Fishermen and conservationists pressed for enforceable flows. John McManus, senior policy director for the Golden State Salmon Association, asked the board to “revisit your document, incorporate action 5, the ITP, think about better benchmarks, and think about legal redress,” arguing that operational changes (including recent federal pumping under Action 5) are not fully reflected in the staff materials. Multiple anglers and charter operators testified that without significant additional flows, salmon runs and the businesses that depend on them cannot recover; Andy Giuliano of the Bay Area charter fleet said, “When you drain the rivers, you aren't just moving water. You're emptying our plates and our pockets.”

Tribes and tribal organizations told the board the draft plan falls short on legal and cultural protections. Wilton Rancheria's Vince Lapena told the board that, while the revised draft recognizes tribal cultural and subsistence uses, “recognition alone does not satisfy the board's legal obligations,” and urged enforceable objectives, mandatory backstops and meaningful government‑to‑government consultation. Multiple tribal speakers pressed for funding and data‑sovereignty protections so tribal science can be integrated on an equal footing.

Local governments and many water agencies defended the HRL/VA pathway. Elected officials from Napa, Solano and Yolo counties said the HRL structure allows regional collaboration and avoids immediate water supply shocks, especially in dry years; several water districts and State Water Project contractors urged the board to incorporate HRL as the implementable way to balance environmental commitments with municipal and agricultural needs. Jennifer Pierre, speaking for HRL parties, described the program as “additive to the system when it matters” and said the HRL parties have proposed enforcement agreements, trial reviews and “red light/yellow light” triggers to address underperformance.

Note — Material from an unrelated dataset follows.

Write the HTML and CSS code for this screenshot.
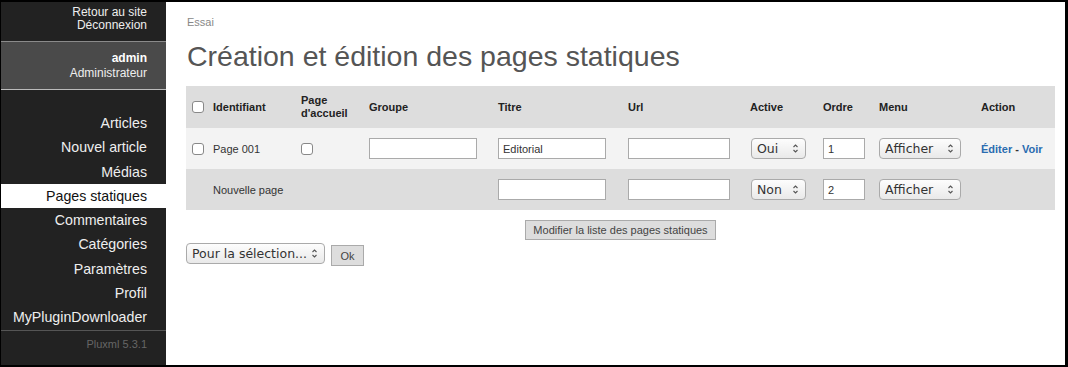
FILE: index.html
```html
<!DOCTYPE html>
<html lang="fr">

<head>
    <meta charset="UTF-8">
    <title>Pages statiques - Pluxml</title>
    <link rel="stylesheet" href="styles.css">
</head>

<body>
    <div class="frame">
        <aside class="sidebar">
            <div class="top-links">
                <a href="#">Retour au site</a>
                <a href="#">Déconnexion</a>
            </div>
            <div class="user">
                <strong>admin</strong>
                <span>Administrateur</span>
            </div>
            <ul class="menu">
                <li><a href="#">Articles</a></li>
                <li><a href="#">Nouvel article</a></li>
                <li><a href="#">Médias</a></li>
                <li class="active"><a href="#">Pages statiques</a></li>
                <li><a href="#">Commentaires</a></li>
                <li><a href="#">Catégories</a></li>
                <li><a href="#">Paramètres</a></li>
                <li><a href="#">Profil</a></li>
                <li><a href="#">MyPluginDownloader</a></li>
            </ul>
            <p class="version">Pluxml 5.3.1</p>
        </aside>

        <main class="content">
            <p class="breadcrumb">Essai</p>
            <h1>Création et édition des pages statiques</h1>

            <form>
                <table class="statics">
                    <colgroup>
                        <col style="width: 22px">
                        <col style="width: 88px">
                        <col style="width: 68px">
                        <col style="width: 129px">
                        <col style="width: 130px">
                        <col style="width: 122px">
                        <col style="width: 73px">
                        <col style="width: 56px">
                        <col style="width: 102px">
                        <col style="width: 79px">
                    </colgroup>
                    <thead>
                        <tr>
                            <th class="cb"><input type="checkbox"></th>
                            <th>Identifiant</th>
                            <th>Page d'accueil</th>
                            <th>Groupe</th>
                            <th>Titre</th>
                            <th>Url</th>
                            <th>Active</th>
                            <th>Ordre</th>
                            <th>Menu</th>
                            <th>Action</th>
                        </tr>
                    </thead>
                    <tbody>
                        <tr class="line">
                            <td class="cb"><input type="checkbox"></td>
                            <td>Page 001</td>
                            <td><input type="checkbox"></td>
                            <td><input type="text" class="w-groupe"></td>
                            <td><input type="text" class="w-titre" value="Editorial"></td>
                            <td><input type="text" class="w-url"></td>
                            <td>
                                <span class="select w-active">
                                    <select><option>Oui</option><option>Non</option></select>
                                    <svg viewBox="0 0 7 11" width="7" height="11"><path d="M1.5 4 L3.5 2 L5.5 4 M1.5 7 L3.5 9 L5.5 7" fill="none" stroke="#555" stroke-width="1.1"/></svg>
                                </span>
                            </td>
                            <td><input type="text" class="w-ordre" value="1"></td>
                            <td>
                                <span class="select w-menu">
                                    <select><option>Afficher</option><option>Masquer</option></select>
                                    <svg viewBox="0 0 7 11" width="7" height="11"><path d="M1.5 4 L3.5 2 L5.5 4 M1.5 7 L3.5 9 L5.5 7" fill="none" stroke="#555" stroke-width="1.1"/></svg>
                                </span>
                            </td>
                            <td class="actions"><a href="#">Éditer</a> - <a href="#">Voir</a></td>
                        </tr>
                        <tr class="new">
                            <td class="cb"></td>
                            <td>Nouvelle page</td>
                            <td></td>
                            <td></td>
                            <td><input type="text" class="w-titre"></td>
                            <td><input type="text" class="w-url"></td>
                            <td>
                                <span class="select w-active">
                                    <select><option>Non</option><option>Oui</option></select>
                                    <svg viewBox="0 0 7 11" width="7" height="11"><path d="M1.5 4 L3.5 2 L5.5 4 M1.5 7 L3.5 9 L5.5 7" fill="none" stroke="#555" stroke-width="1.1"/></svg>
                                </span>
                            </td>
                            <td><input type="text" class="w-ordre" value="2"></td>
                            <td>
                                <span class="select w-menu">
                                    <select><option>Afficher</option><option>Masquer</option></select>
                                    <svg viewBox="0 0 7 11" width="7" height="11"><path d="M1.5 4 L3.5 2 L5.5 4 M1.5 7 L3.5 9 L5.5 7" fill="none" stroke="#555" stroke-width="1.1"/></svg>
                                </span>
                            </td>
                            <td></td>
                        </tr>
                    </tbody>
                </table>

                <p class="submit">
                    <button type="button" class="btn">Modifier la liste des pages statiques</button>
                </p>

                <p class="bulk">
                    <span class="select w-bulk">
                        <select><option>Pour la sélection...</option><option>Supprimer</option></select>
                        <svg viewBox="0 0 7 11" width="7" height="11"><path d="M1.5 4 L3.5 2 L5.5 4 M1.5 7 L3.5 9 L5.5 7" fill="none" stroke="#555" stroke-width="1.1"/></svg>
                    </span>
                    <button type="button" class="btn ok">Ok</button>
                </p>
            </form>
        </main>
    </div>
</body>

</html>
```

FILE: styles.css
```css
* {
    margin: 0;
    padding: 0;
    box-sizing: border-box;
}

body {
    font-family: "Liberation Sans", Arial, sans-serif;
    background: #000;
    width: 1068px;
    height: 367px;
    overflow: hidden;
}

a {
    text-decoration: none;
    color: inherit;
}

.frame {
    display: flex;
    height: 367px;
    border-style: solid;
    border-color: #000;
    border-width: 2px 3px 2px 1px;
}

/* Barre latérale */
.sidebar {
    width: 165px;
    flex: none;
    background: #222;
    color: #eee;
    text-align: right;
    display: flex;
    flex-direction: column;
}

.top-links {
    display: flex;
    flex-direction: column;
    font-size: 12px;
    line-height: 13px;
    padding: 4px 19px 0 0;
    height: 40px;
    border-bottom: 1px solid #8a8a8a;
}

.user {
    display: flex;
    flex-direction: column;
    background: #4a4a4a;
    font-size: 12px;
    line-height: 15px;
    padding: 9px 19px 0 0;
    height: 48px;
    border-bottom: 1px solid #bbb;
}

.user strong {
    color: #fff;
}

.menu {
    list-style: none;
    padding-top: 21px;
    font-size: 14.2px;
}

.menu li a {
    display: block;
    height: 24.25px;
    line-height: 24px;
    padding-right: 19px;
}

.menu li.active a {
    background: #fff;
    color: #111;
}

.version {
    margin-top: 1px;
    border-top: 1px solid #555;
    font-size: 11px;
    color: #666;
    padding: 7px 19px 0 0;
}

/* Contenu */
.content {
    flex: 1;
    background: #fff;
    padding: 14px 10px 0 20px;
    color: #333;
}

.breadcrumb {
    font-size: 11px;
    color: #888;
    padding-left: 1px;
    line-height: 13px;
}

h1 {
    font-size: 28.5px;
    font-weight: normal;
    color: #555;
    line-height: 32px;
    margin: 11px 0 14px 1px;
}

.statics {
    width: 869px;
    border-collapse: collapse;
    table-layout: fixed;
    font-size: 11px;
}

.statics th {
    background: #ddd;
    text-align: left;
    font-weight: bold;
    color: #222;
    height: 42px;
    padding: 0 5px;
    line-height: 13px;
    vertical-align: middle;
}

.statics td {
    height: 41px;
    padding: 0 5px;
    color: #333;
    vertical-align: middle;
}

.statics .cb {
    padding: 0 0 0 6px;
}

.line td {
    background: #f3f3f3;
}

.new td {
    background: #ddd;
}

input[type="checkbox"] {
    appearance: none;
    display: block;
    width: 12px;
    height: 12px;
    border: 1px solid #888;
    border-radius: 3px;
    background: #fff;
}

input[type="text"] {
    display: block;
    height: 21px;
    border: 1px solid #aaa;
    background: #fff;
    font-family: "Liberation Sans", Arial, sans-serif;
    font-size: 11px;
    color: #333;
    padding: 0 4px;
}

.w-groupe { width: 108px; }
.w-titre { width: 108px; }
.w-url { width: 102px; }
.w-ordre { width: 42px; }

.select {
    position: relative;
    display: block;
}

.select select {
    appearance: none;
    display: block;
    width: 100%;
    height: 21px;
    border: 1px solid #aaa;
    border-radius: 4px;
    background: linear-gradient(#fdfdfd, #e9e9e9);
    font-family: "DejaVu Sans", sans-serif;
    font-size: 12.5px;
    color: #333;
    padding: 0 0 0 5px;
}

.select svg {
    position: absolute;
    right: 7px;
    top: 5px;
}

.w-active { width: 55px; margin-left: 1px; }
.w-menu { width: 82px; }
.w-bulk { width: 139px; }

.actions {
    font-weight: bold;
    white-space: nowrap;
}

.actions a {
    color: #2a6cb0;
}

.submit {
    text-align: center;
    margin-top: 10px;
}

.btn {
    background: #ddd;
    border: 1px solid #aaa;
    font-family: "Liberation Sans", Arial, sans-serif;
    font-size: 11px;
    color: #444;
    height: 20px;
    padding: 0 7px;
}

.bulk {
    display: flex;
    align-items: flex-start;
    gap: 6px;
    margin-top: 3px;
}

.ok {
    width: 33px;
    height: 21px;
    padding: 0;
    margin-top: 2px;
}
```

Repeated flashpoints in testimony - Enforceability and benchmarks: Many speakers asked how the board would know if voluntary measures had failed and how quickly it could exercise regulatory remedies. Fishing groups repeatedly asked for clearer, earlier triggers. HRL proponents said they envision eight‑year trial periods with the ability to call a “red light” earlier if monitoring shows failure. - Tribal beneficial uses: Tribes pressed for mandatory protections rather than contingent or advisory measures; they asked for direct funding, co‑decision authority, data sovereignty protocols and fuller CEQA analysis for impacts to living cultural practices. - Evidence and accounting: Several Delta and Delta‑area representatives urged the board to consider historic water right promises, salinity control obligations, and the potential operational interactions with federal projects (Action 5). Delta stakeholders asked for more granular hydrologic modeling of how proposed changes would affect local supplies and salinity.

What the board can expect next: staff will compile oral and written comments and use them to prepare responses and any further revisions ahead of an adoption hearing on a future, publicly noticed date. As Chair Escobel reminded attendees, the board will not decide the plan today.

Board members asked for details on benchmarks and enforcement in follow‑up and invited written proposals. Several panels offered to provide technical benchmark proposals and further modeling for the record.

Holding the record: the hearing transcript and related materials (including peer reviews and the scientific basis reports) are available on the State Water Board website for detailed review. The board’s final decision will hinge on how it weighs long‑term ecological recovery, tribal and public‑trust obligations, water‑supply reliability, and the implementability of monitoring and enforcement mechanisms.